WHAT YOU WILL DO – Exactly reproduce all the records, keeping pictures out of the copy.

* begin *

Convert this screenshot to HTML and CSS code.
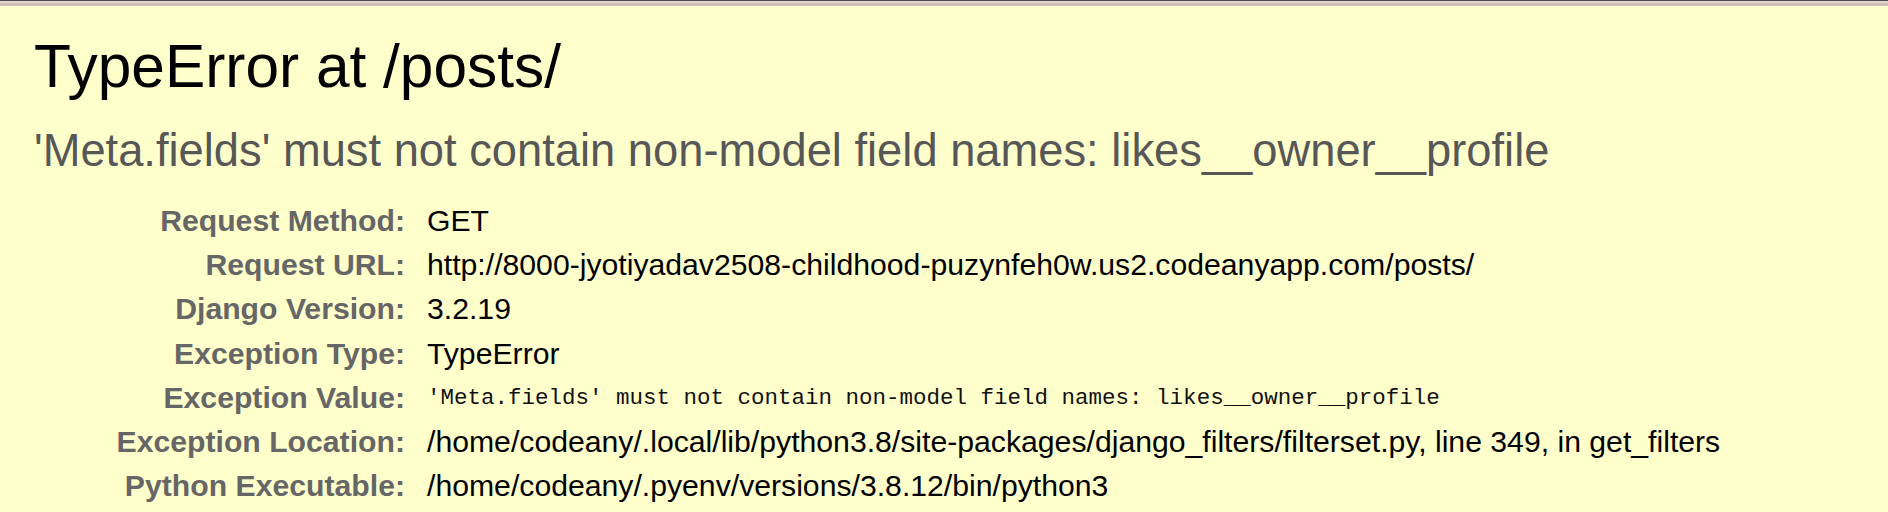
FILE: index.html
```html
<!DOCTYPE html>
<html lang="en">
<head>
<meta charset="utf-8">
<title>TypeError at /posts/</title>
<link rel="stylesheet" href="styles.css">
</head>
<body>
<div class="chrome"><div class="c1"></div><div class="c2"></div><div class="c3"></div></div>
<div class="summary">
  <h1 class="title">TypeError at /posts/</h1>
  <pre class="exception-value">'Meta.fields' must not contain non-model field names: likes__owner__profile</pre>
  <table class="meta">
    <tbody>
      <tr><th>Request Method:</th><td>GET</td></tr>
      <tr><th>Request URL:</th><td>http://8000-jyotiyadav2508-childhood-puzynfeh0w.us2.codeanyapp.com/posts/</td></tr>
      <tr><th>Django Version:</th><td>3.2.19</td></tr>
      <tr><th>Exception Type:</th><td>TypeError</td></tr>
      <tr><th>Exception Value:</th><td><pre class="mono">'Meta.fields' must not contain non-model field names: likes__owner__profile</pre></td></tr>
      <tr><th>Exception Location:</th><td>/home/codeany/.local/lib/python3.8/site-packages/django_filters/filterset.py, line 349, in get_filters</td></tr>
      <tr><th>Python Executable:</th><td>/home/codeany/.pyenv/versions/3.8.12/bin/python3</td></tr>
    </tbody>
  </table>
</div>
</body>
</html>
```

FILE: styles.css
```css
html, body {
  margin: 0;
  padding: 0;
  background: #ffffcc;
  height: 100%;
  overflow: hidden;
}
body {
  font-family: "Liberation Sans", Arial, sans-serif;
  color: #000;
}
.chrome .c1 { height: 1px; background: #4f4a47; }
.chrome .c2 { height: 2px; background: #e4d6cf; }
.chrome .c3 { height: 3px; background: #cdbfb8; }

.summary {
  padding: 27px 40px 0 34px;
}
.title {
  margin: 0;
  font-weight: normal;
  font-size: 60.4px;
  line-height: 66px;
}
.exception-value {
  margin: 27px 0 0 0;
  font-family: "Liberation Sans", Arial, sans-serif;
  font-size: 45.3px;
  line-height: 49px;
  color: #575757;
  white-space: pre-wrap;
}
.meta {
  margin-top: 24px;
  border-collapse: collapse;
  width: 100%;
}
.meta th,
.meta td {
  vertical-align: top;
  font-size: 30.2px;
  line-height: 34.2px;
  padding: 5px 0;
  white-space: nowrap;
}
.meta th {
  width: 364px;
  padding-left: 7px;
  padding-right: 15px;
  text-align: right;
  color: #666;
  font-weight: bold;
}
.meta td {
  padding-left: 7px;
  text-align: left;
}
.mono {
  margin: 0;
  font-family: "Liberation Mono", "DejaVu Sans Mono", monospace;
  font-size: 22.5px;
  line-height: 34.2px;
  color: #111;
}
```
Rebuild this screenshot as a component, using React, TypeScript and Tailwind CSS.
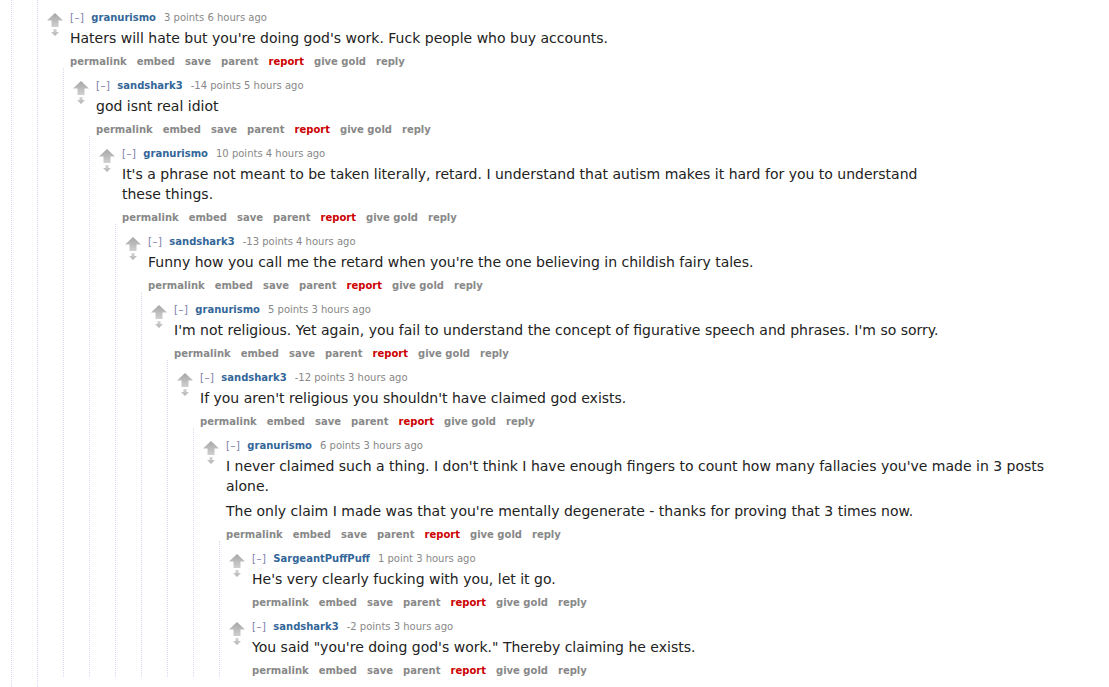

* end *

SOLUTION FOR THIS TASK –
Convert this screenshot to HTML and CSS code.
FILE: index.html
```html
<!DOCTYPE html>
<html lang="en">
<head>
<meta charset="utf-8">
<title>TypeError at /posts/</title>
<link rel="stylesheet" href="styles.css">
</head>
<body>
<div class="chrome"><div class="c1"></div><div class="c2"></div><div class="c3"></div></div>
<div class="summary">
  <h1 class="title">TypeError at /posts/</h1>
  <pre class="exception-value">'Meta.fields' must not contain non-model field names: likes__owner__profile</pre>
  <table class="meta">
    <tbody>
      <tr><th>Request Method:</th><td>GET</td></tr>
      <tr><th>Request URL:</th><td>http://8000-jyotiyadav2508-childhood-puzynfeh0w.us2.codeanyapp.com/posts/</td></tr>
      <tr><th>Django Version:</th><td>3.2.19</td></tr>
      <tr><th>Exception Type:</th><td>TypeError</td></tr>
      <tr><th>Exception Value:</th><td><pre class="mono">'Meta.fields' must not contain non-model field names: likes__owner__profile</pre></td></tr>
      <tr><th>Exception Location:</th><td>/home/codeany/.local/lib/python3.8/site-packages/django_filters/filterset.py, line 349, in get_filters</td></tr>
      <tr><th>Python Executable:</th><td>/home/codeany/.pyenv/versions/3.8.12/bin/python3</td></tr>
    </tbody>
  </table>
</div>
</body>
</html>
```

FILE: styles.css
```css
html, body {
  margin: 0;
  padding: 0;
  background: #ffffcc;
  height: 100%;
  overflow: hidden;
}
body {
  font-family: "Liberation Sans", Arial, sans-serif;
  color: #000;
}
.chrome .c1 { height: 1px; background: #4f4a47; }
.chrome .c2 { height: 2px; background: #e4d6cf; }
.chrome .c3 { height: 3px; background: #cdbfb8; }

.summary {
  padding: 27px 40px 0 34px;
}
.title {
  margin: 0;
  font-weight: normal;
  font-size: 60.4px;
  line-height: 66px;
}
.exception-value {
  margin: 27px 0 0 0;
  font-family: "Liberation Sans", Arial, sans-serif;
  font-size: 45.3px;
  line-height: 49px;
  color: #575757;
  white-space: pre-wrap;
}
.meta {
  margin-top: 24px;
  border-collapse: collapse;
  width: 100%;
}
.meta th,
.meta td {
  vertical-align: top;
  font-size: 30.2px;
  line-height: 34.2px;
  padding: 5px 0;
  white-space: nowrap;
}
.meta th {
  width: 364px;
  padding-left: 7px;
  padding-right: 15px;
  text-align: right;
  color: #666;
  font-weight: bold;
}
.meta td {
  padding-left: 7px;
  text-align: left;
}
.mono {
  margin: 0;
  font-family: "Liberation Mono", "DejaVu Sans Mono", monospace;
  font-size: 22.5px;
  line-height: 34.2px;
  color: #111;
}
```
Rebuild this screenshot as a component, using React, TypeScript and Tailwind CSS.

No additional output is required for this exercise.